President-elect Biden to Restore U.S. Climate Leadership

Biden, Trump
President-elect Joe Biden, left, and his rival President Donald Trump (Images courtesy Wikipedia)

 

WASHINGTON, DC, November 8, 2020 (ENS) – Joseph R. Biden Jr. was declared President-elect of the United States on Saturday after slow, meticulous vote-counting that kept the nation on edge for four days. Biden, the Democrat from Delaware, who served as vice president under President Barack Obama, toppled the incumbent Republican President, Donald Trump, with the largest vote tally for any presidential candidate in U.S. history – over four million votes.

Biden, Trump
President-elect Joe Biden, left, and his rival President Donald Trump, 2020 (Images courtesy Wikipedia)

Vote counting continues in Pennsylvania, Arizona, Nevada and Georgia, but Biden has the lead in all four states. Trump, who needed to flip three of them to win the White House, has refused to concede the election, but that is a formality not required under the U.S. Constitution.

Biden and his running mate the junior U.S. Senator for California Kamala Harris, won more than 270 Electoral College votes, sailing across the threshold that assures a presidential victory.

The multi-racial Harris whose mother immigrated from India and her father from Jamaica has made history as the first woman, the first Black and the first South Asian to fill the role of vice president-elect of the United States.

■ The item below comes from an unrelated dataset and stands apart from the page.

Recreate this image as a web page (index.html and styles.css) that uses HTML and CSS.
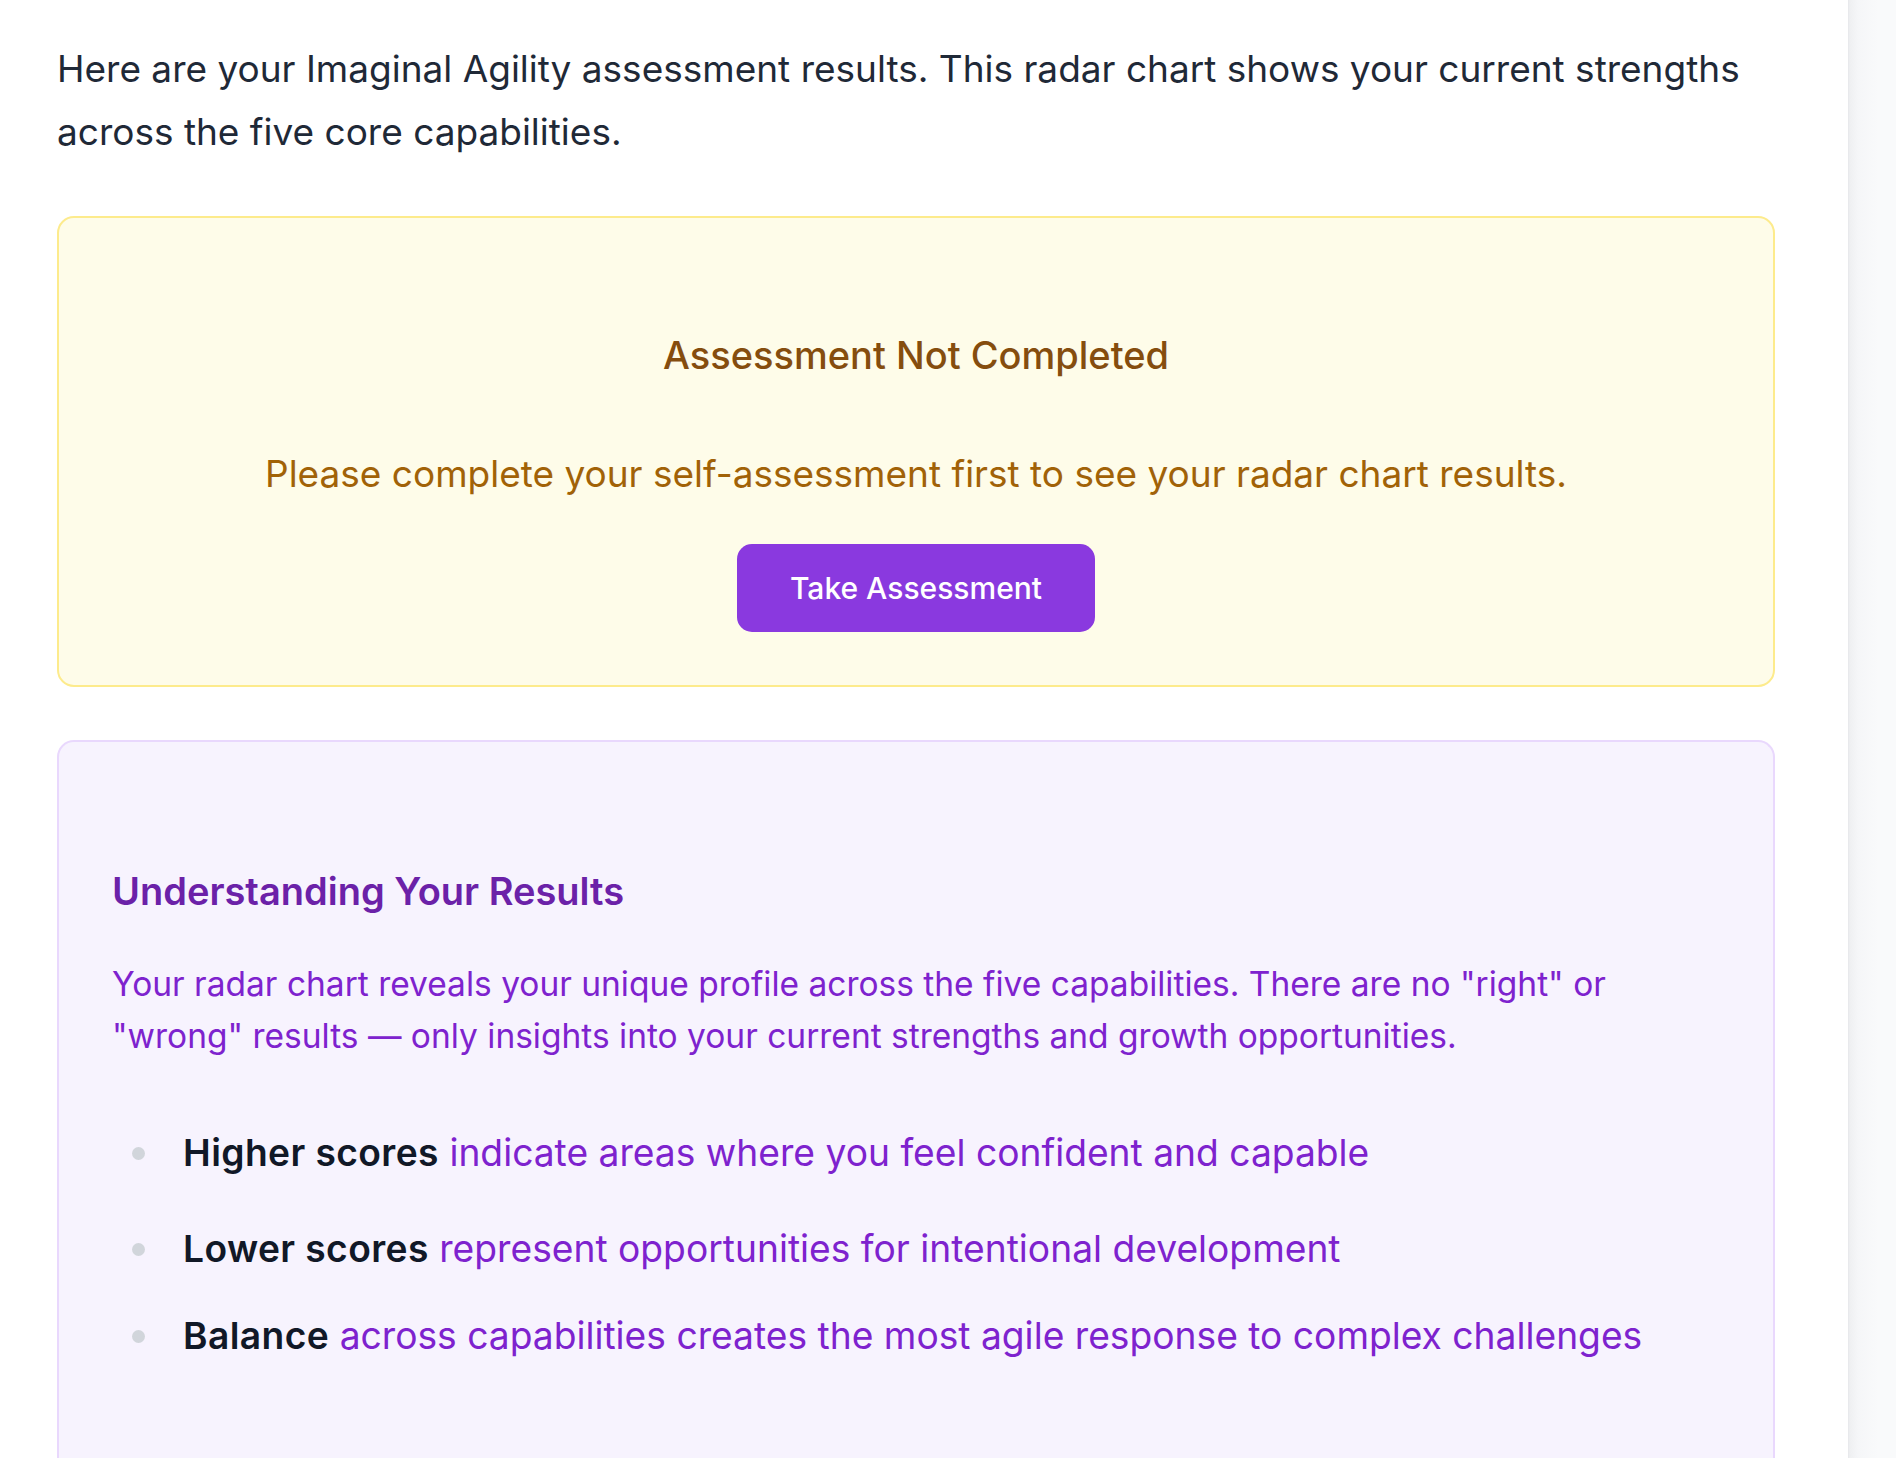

They have campaigned on a strong climate restoration platform, starting with bringing the United States back into the Paris Climate Agreement on day one of a Biden administration.

Now, after winning the election, they still intend to carry out their plan. Biden tweeted November 4, “Today, the Trump Administration officially left the Paris Climate Agreement. And in exactly 77 days, a Biden Administration will rejoin it.”

The United States will be welcomed back into the Paris Accord, said the governments of Chile, France, Italy, the UK and the UN Climate Change agency, in a Joint statement November 4.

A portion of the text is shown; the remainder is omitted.